True Widow – s/t
(Release Date: Nov. 11, 2008, End Sounds)
By Matthew Ralph
I have a confession to make. When I first heard about this band I mistook them for a spin-off of Slowdive when in actuality they are a spin-off of Slowride. I lived with this illusion up until about the time I sat down to start writing a review. As I was writing the review in my head, I started to think about how often bands with former members of awe-inspiring bands underwhelm because of how high the expectation is. The Loose Salute and The Autumn Defense came to mind as I started to craft an opening paragraph.
As it turns out, True Widow doesn’t buck that trend because their only connection to the legendary shoegaze act is that they spun off from a band with a name that sounds like Slowdive. I’ve not heard Slowride to make any comparisons, but my confusion perhaps lasted as long as it did because True Widow’s sound isn’t too far off the well worn path of bands that would be listed as “followers of” in Slowdive’s entry on All Music. As critics of the shoegaze/slowcore/whatever you want to call it movement would probably say, the brooding distortion-layered soundscapes all more or less sound the same anyway.
Long a fan of the genre, I’ve listened to plenty of bands like this that weren’t worth my time to know that True Widow offer something more than a mundane repackaging of the all-our-songs-sound-the-same motif.
Listening to the alternating bursts of melodic noise and heavy pedal-happy guitar licks move along patiently to singer Dan Phillips’ brooding and sometimes buried beneath the surface (and sometimes backed by a lush female voice) vocals, I’m reminded of the droning guitar-heavy indie-rock I listened to as a teenager to escape mindless overly optimistic pop music.

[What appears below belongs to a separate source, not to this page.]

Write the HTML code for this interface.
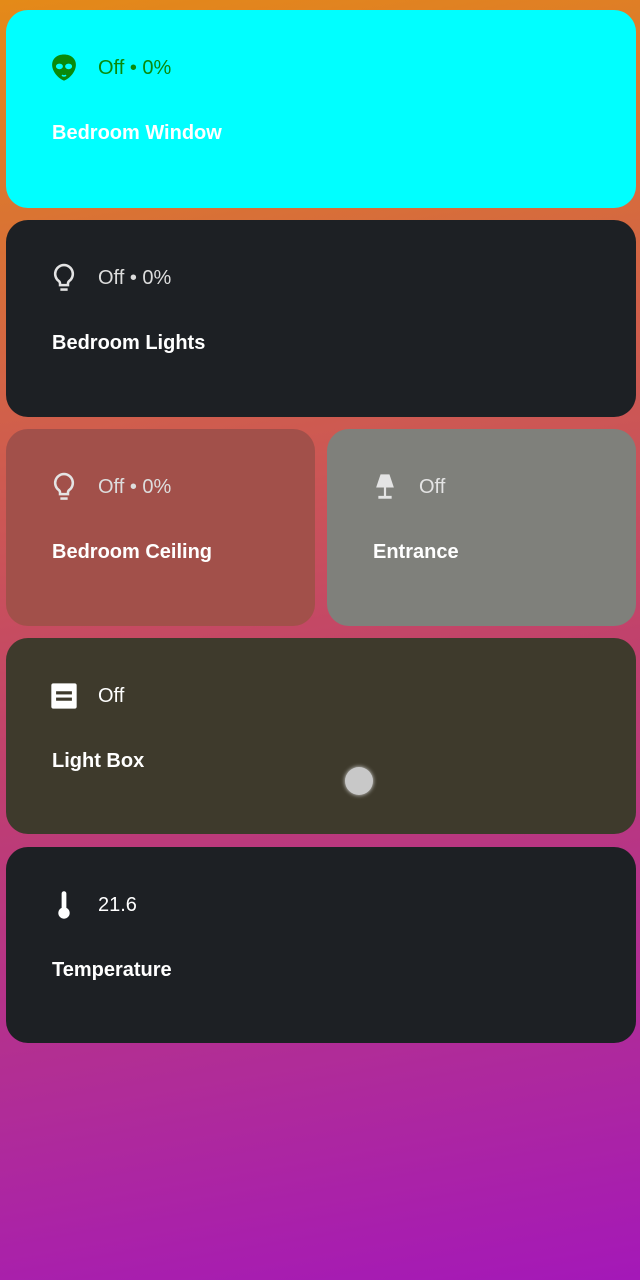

This isn’t to say, even though bands like My Bloody Valentine, Starflyer 59, Ester Drang and Sonic Youth are at times brought to my mind, that the music is dated or irrelevant. It may or may not win over critics of the genre or even fans of Phillips’ former punk/emo fan-appreciated “pummeling onslaught” of a band, but this self-titled debut captured my undivided attention even after I discovered none of the band’s members had ever shared the stage with Neil Halstead and company in the glory days of the Scottish shoegaze scene.